USACO Bronze- The Great Revegetation code passes case in IDE but not in USACO grader

I am trying to solve this problem: USACO using C++. When running my code, it says my code passes cases #1, 2, 3, 5 and 6 but fails everything else. I wasn’t sure how to solve it, so I downloaded the test data and inputted case #4 into my program.
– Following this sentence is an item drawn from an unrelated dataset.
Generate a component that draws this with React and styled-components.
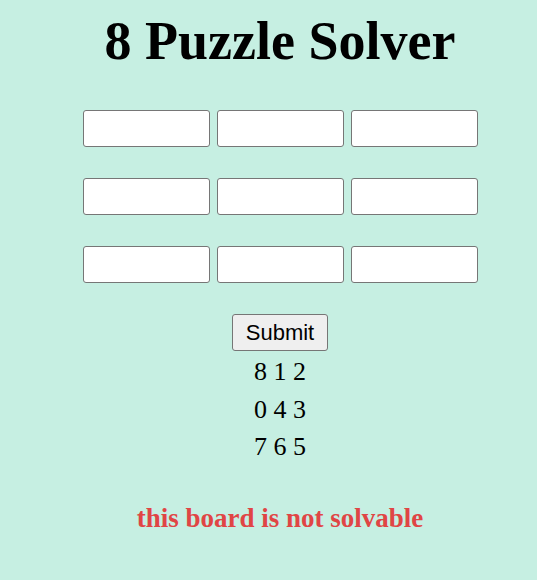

My program outputted: 1111211223233233

The file 4.out says: 1111211223233233

I don’t know what my program outputted in case #4 because the USACO grader won’t let me check, so I was just wondering if anyone knew of any errors in my code that might be causing it to output something else. Any help would be appreciated!

My Code

(I have explained certain parts of my program here)

#include <bits/stdc++.h>

using namespace std;

typedef unsigned long long ull;
typedef long long ll;
typedef vector<int> vi;
typedef vector<vector<int>> vvi;
typedef vector<double> vd;
typedef vector<vector<double>> vvd;
typedef vector<ull> vull;
typedef vector<vector<ull>> vdull;
typedef unsigned int ui;
typedef pair<int, int> pii;
typedef pair<ull, ull> pull;
typedef double db;
typedef pair<db, db> pdb;
typedef long double ld;

#define pf push_front
#define pb push_back
#define sz(x) (int) x.size()
#define vrange(x) x.begin(), x.end()
#define f first
#define s second

const int MOD = 1e9 + 7;
const ull INF = 1e18;
const int OTHER_MOD = 998244353;
const int BIG_INTEGER = 2147483647;

void setIO(string name = "") {
	ios_base::sync_with_stdio(0); cin.tie(0);
	if(sz(name)){
		freopen((name+".in").c_str(), "r", stdin);
		freopen((name+".out").c_str(), "w", stdout);
	}
}

int main() {
    setIO("revegetate");
    int N, M;
    cin >> N >> M;
    vector<int> adj[N+1];
    int colors[N+1]; // This is supposed to represent the grass type of each field but I put it as color because this is a colouring problem.
    // build the adjacency list here
    for (int i = 0; i < M; ++i) {
        int a, b;
        cin >> a >> b;
        adj[a].pb(b);
        adj[b].pb(a);
    }
    // optimize let colors[1] = 1 because we want the sequence to be lexicographically least.
    colors[1] = 1;
    for (int i = 2; i <= N; ++i) {
        // this algorithm checks if adjacent fields have the same colour, and then picks the smallest colour number available.
        bool one = true;
        bool two = true;
        bool three = true;
        bool four = true;
        for (int j : adj[i]) {
            if (colors[j] == 1) {
                one = false;
            } else if (colors[j] == 2) {
                two = false;
            } else if (colors[j] == 3) {
                three = false;
            } else if (colors[j] == 4) {
                four = false;
            }
        }
        if (one) {
            colors[i] = 1;
        } else if (two) {
            colors[i] = 2;
        } else if (three) {
            colors[i] = 3;
        } else if (four){
            colors[i] = 4;
        } else {
            //cout << "What?\n";
            colors[i] = 0;
        }
    }
    for (int i = 1; i <= N; ++i) {
        cout << colors[i];
    }
}

I might be shooting in the dark here, but have you done bounds checking? When you access memory that’s out of bounds, C++ might just silently fail and return some random value.

Thank you for helping me! I discovered I hadn’t initialized some of the values in my colors array to 0 and once I did that, my solution passed all the cases.